**What you should do**.
Word for word, copy all the data and drop the pictures.

☆ ☆ ☆ ☆ ☆

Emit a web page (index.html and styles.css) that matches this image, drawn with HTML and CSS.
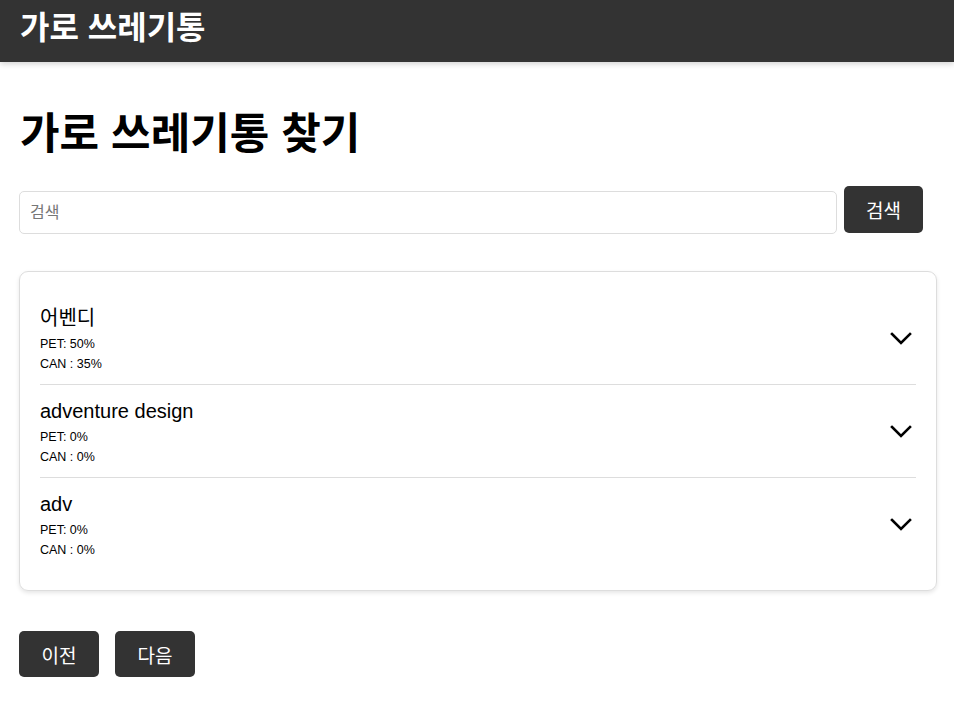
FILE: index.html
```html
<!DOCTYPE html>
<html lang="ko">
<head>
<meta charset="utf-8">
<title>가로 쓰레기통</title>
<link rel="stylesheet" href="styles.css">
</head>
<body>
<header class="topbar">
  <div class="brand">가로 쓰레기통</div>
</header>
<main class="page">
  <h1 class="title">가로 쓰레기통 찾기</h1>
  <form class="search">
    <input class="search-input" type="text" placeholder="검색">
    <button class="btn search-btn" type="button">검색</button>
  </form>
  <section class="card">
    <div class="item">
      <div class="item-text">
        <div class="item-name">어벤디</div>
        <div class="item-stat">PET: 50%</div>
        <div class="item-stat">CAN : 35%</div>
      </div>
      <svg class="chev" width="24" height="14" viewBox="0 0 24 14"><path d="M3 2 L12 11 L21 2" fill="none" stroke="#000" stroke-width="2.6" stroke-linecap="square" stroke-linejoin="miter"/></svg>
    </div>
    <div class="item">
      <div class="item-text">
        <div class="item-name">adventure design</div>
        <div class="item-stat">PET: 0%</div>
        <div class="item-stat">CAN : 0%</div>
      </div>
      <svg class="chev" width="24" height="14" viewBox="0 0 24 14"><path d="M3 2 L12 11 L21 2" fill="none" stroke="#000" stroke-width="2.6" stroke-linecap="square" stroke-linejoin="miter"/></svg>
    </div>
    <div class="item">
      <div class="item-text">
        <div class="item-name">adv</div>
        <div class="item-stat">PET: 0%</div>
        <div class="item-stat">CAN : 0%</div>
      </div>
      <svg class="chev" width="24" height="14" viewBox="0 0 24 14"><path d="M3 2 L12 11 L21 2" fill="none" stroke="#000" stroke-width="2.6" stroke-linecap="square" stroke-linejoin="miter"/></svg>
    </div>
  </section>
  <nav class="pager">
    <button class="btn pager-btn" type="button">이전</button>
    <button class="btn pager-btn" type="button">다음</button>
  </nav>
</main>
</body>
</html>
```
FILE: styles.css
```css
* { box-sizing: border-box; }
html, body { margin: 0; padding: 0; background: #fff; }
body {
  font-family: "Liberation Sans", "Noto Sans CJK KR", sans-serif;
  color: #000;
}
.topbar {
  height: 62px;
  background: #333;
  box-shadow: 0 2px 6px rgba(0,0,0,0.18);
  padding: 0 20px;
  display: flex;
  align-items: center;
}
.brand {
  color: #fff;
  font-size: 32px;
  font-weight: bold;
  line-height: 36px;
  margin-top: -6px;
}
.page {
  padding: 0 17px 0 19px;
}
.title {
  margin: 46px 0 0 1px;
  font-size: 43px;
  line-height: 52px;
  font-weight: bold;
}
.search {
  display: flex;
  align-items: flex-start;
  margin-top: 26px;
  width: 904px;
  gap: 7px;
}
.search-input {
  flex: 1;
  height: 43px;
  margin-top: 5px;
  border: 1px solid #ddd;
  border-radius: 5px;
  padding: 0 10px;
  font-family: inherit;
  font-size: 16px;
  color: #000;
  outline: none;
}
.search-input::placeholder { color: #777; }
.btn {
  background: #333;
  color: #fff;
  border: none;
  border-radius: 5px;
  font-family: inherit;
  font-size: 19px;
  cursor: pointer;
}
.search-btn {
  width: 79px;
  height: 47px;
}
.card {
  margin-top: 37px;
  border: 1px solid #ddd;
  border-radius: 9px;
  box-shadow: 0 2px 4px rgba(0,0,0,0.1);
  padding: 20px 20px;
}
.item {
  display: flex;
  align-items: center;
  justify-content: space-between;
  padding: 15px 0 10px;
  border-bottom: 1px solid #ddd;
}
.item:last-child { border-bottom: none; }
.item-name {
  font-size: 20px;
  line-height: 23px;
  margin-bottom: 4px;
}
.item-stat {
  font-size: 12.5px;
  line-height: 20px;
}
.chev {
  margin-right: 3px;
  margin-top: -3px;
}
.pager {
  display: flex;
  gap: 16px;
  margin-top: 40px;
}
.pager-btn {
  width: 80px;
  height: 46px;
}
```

☆ ☆ ☆ ☆ ☆

**Reply**.
Emit a web page (index.html and styles.css) that matches this image, drawn with HTML and CSS.
FILE: index.html
```html
<!DOCTYPE html>
<html lang="ko">
<head>
<meta charset="utf-8">
<title>가로 쓰레기통</title>
<link rel="stylesheet" href="styles.css">
</head>
<body>
<header class="topbar">
  <div class="brand">가로 쓰레기통</div>
</header>
<main class="page">
  <h1 class="title">가로 쓰레기통 찾기</h1>
  <form class="search">
    <input class="search-input" type="text" placeholder="검색">
    <button class="btn search-btn" type="button">검색</button>
  </form>
  <section class="card">
    <div class="item">
      <div class="item-text">
        <div class="item-name">어벤디</div>
        <div class="item-stat">PET: 50%</div>
        <div class="item-stat">CAN : 35%</div>
      </div>
      <svg class="chev" width="24" height="14" viewBox="0 0 24 14"><path d="M3 2 L12 11 L21 2" fill="none" stroke="#000" stroke-width="2.6" stroke-linecap="square" stroke-linejoin="miter"/></svg>
    </div>
    <div class="item">
      <div class="item-text">
        <div class="item-name">adventure design</div>
        <div class="item-stat">PET: 0%</div>
        <div class="item-stat">CAN : 0%</div>
      </div>
      <svg class="chev" width="24" height="14" viewBox="0 0 24 14"><path d="M3 2 L12 11 L21 2" fill="none" stroke="#000" stroke-width="2.6" stroke-linecap="square" stroke-linejoin="miter"/></svg>
    </div>
    <div class="item">
      <div class="item-text">
        <div class="item-name">adv</div>
        <div class="item-stat">PET: 0%</div>
        <div class="item-stat">CAN : 0%</div>
      </div>
      <svg class="chev" width="24" height="14" viewBox="0 0 24 14"><path d="M3 2 L12 11 L21 2" fill="none" stroke="#000" stroke-width="2.6" stroke-linecap="square" stroke-linejoin="miter"/></svg>
    </div>
  </section>
  <nav class="pager">
    <button class="btn pager-btn" type="button">이전</button>
    <button class="btn pager-btn" type="button">다음</button>
  </nav>
</main>
</body>
</html>
```
FILE: styles.css
```css
* { box-sizing: border-box; }
html, body { margin: 0; padding: 0; background: #fff; }
body {
  font-family: "Liberation Sans", "Noto Sans CJK KR", sans-serif;
  color: #000;
}
.topbar {
  height: 62px;
  background: #333;
  box-shadow: 0 2px 6px rgba(0,0,0,0.18);
  padding: 0 20px;
  display: flex;
  align-items: center;
}
.brand {
  color: #fff;
  font-size: 32px;
  font-weight: bold;
  line-height: 36px;
  margin-top: -6px;
}
.page {
  padding: 0 17px 0 19px;
}
.title {
  margin: 46px 0 0 1px;
  font-size: 43px;
  line-height: 52px;
  font-weight: bold;
}
.search {
  display: flex;
  align-items: flex-start;
  margin-top: 26px;
  width: 904px;
  gap: 7px;
}
.search-input {
  flex: 1;
  height: 43px;
  margin-top: 5px;
  border: 1px solid #ddd;
  border-radius: 5px;
  padding: 0 10px;
  font-family: inherit;
  font-size: 16px;
  color: #000;
  outline: none;
}
.search-input::placeholder { color: #777; }
.btn {
  background: #333;
  color: #fff;
  border: none;
  border-radius: 5px;
  font-family: inherit;
  font-size: 19px;
  cursor: pointer;
}
.search-btn {
  width: 79px;
  height: 47px;
}
.card {
  margin-top: 37px;
  border: 1px solid #ddd;
  border-radius: 9px;
  box-shadow: 0 2px 4px rgba(0,0,0,0.1);
  padding: 20px 20px;
}
.item {
  display: flex;
  align-items: center;
  justify-content: space-between;
  padding: 15px 0 10px;
  border-bottom: 1px solid #ddd;
}
.item:last-child { border-bottom: none; }
.item-name {
  font-size: 20px;
  line-height: 23px;
  margin-bottom: 4px;
}
.item-stat {
  font-size: 12.5px;
  line-height: 20px;
}
.chev {
  margin-right: 3px;
  margin-top: -3px;
}
.pager {
  display: flex;
  gap: 16px;
  margin-top: 40px;
}
.pager-btn {
  width: 80px;
  height: 46px;
}
```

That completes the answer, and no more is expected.